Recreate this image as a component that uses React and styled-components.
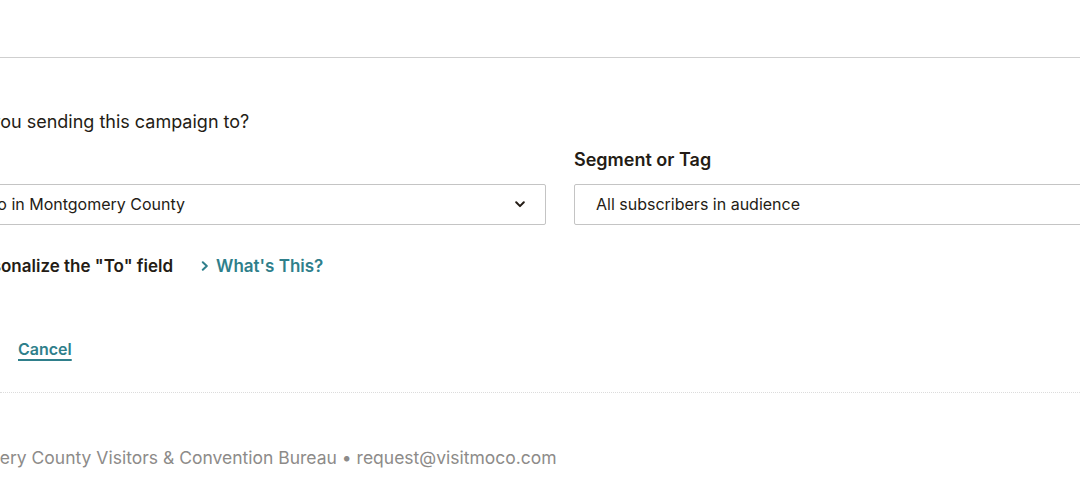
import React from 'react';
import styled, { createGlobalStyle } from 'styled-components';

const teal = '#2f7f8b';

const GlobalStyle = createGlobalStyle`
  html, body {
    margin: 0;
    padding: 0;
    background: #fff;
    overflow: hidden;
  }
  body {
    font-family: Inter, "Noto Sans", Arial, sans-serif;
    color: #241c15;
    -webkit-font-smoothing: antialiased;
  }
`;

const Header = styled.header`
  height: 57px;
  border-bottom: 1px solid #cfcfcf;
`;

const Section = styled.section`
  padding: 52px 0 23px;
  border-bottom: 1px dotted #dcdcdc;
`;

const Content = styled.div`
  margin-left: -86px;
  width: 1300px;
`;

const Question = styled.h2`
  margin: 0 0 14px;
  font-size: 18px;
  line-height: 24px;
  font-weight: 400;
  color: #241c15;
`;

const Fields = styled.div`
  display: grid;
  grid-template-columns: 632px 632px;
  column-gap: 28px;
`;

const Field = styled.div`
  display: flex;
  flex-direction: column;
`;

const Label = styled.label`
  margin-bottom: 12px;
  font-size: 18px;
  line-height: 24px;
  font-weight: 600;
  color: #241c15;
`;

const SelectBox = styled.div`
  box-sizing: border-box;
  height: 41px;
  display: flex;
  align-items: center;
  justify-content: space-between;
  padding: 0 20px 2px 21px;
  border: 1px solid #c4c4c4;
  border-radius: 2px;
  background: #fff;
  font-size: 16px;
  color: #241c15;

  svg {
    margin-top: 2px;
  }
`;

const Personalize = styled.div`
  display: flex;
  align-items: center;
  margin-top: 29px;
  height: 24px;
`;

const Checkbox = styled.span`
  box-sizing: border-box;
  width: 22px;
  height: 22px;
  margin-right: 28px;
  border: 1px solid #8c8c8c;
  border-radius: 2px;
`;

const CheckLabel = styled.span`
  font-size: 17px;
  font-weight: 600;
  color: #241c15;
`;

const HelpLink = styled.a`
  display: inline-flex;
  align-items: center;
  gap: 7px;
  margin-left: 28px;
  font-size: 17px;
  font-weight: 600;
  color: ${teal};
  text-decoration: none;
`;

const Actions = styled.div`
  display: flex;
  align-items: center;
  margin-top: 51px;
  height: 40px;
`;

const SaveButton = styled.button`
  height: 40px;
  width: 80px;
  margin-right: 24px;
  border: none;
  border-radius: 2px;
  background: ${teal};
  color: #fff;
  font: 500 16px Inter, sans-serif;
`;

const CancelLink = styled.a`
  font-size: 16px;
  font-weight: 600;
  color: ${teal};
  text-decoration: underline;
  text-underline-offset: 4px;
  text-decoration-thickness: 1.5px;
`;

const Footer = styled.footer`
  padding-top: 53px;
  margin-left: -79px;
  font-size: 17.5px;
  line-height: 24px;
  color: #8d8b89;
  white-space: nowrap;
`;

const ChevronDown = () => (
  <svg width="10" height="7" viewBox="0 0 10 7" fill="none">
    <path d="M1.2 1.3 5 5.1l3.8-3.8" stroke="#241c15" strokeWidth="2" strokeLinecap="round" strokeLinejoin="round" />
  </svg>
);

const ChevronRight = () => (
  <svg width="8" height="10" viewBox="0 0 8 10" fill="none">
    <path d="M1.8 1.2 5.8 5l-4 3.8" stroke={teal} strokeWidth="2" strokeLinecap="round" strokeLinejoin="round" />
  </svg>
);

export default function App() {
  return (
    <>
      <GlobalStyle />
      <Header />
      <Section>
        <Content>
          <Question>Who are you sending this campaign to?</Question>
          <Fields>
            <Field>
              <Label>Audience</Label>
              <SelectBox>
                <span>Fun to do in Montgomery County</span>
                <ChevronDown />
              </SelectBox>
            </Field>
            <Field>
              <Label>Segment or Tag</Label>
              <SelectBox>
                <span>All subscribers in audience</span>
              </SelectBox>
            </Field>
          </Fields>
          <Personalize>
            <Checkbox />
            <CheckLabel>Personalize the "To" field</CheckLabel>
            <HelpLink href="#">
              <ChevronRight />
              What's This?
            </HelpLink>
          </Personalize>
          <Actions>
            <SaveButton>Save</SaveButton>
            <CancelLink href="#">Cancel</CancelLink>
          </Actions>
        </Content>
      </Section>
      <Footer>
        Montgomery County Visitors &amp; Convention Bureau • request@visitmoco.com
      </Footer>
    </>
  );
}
###
**What is needed**
Repeat, word for word and with no pictures, only the lines running from the beginning of the data to the line that contains "const teal = '#2f7f8b';".

**Result**
Recreate this image as a component that uses React and styled-components.
import React from 'react';
import styled, { createGlobalStyle } from 'styled-components';

const teal = '#2f7f8b';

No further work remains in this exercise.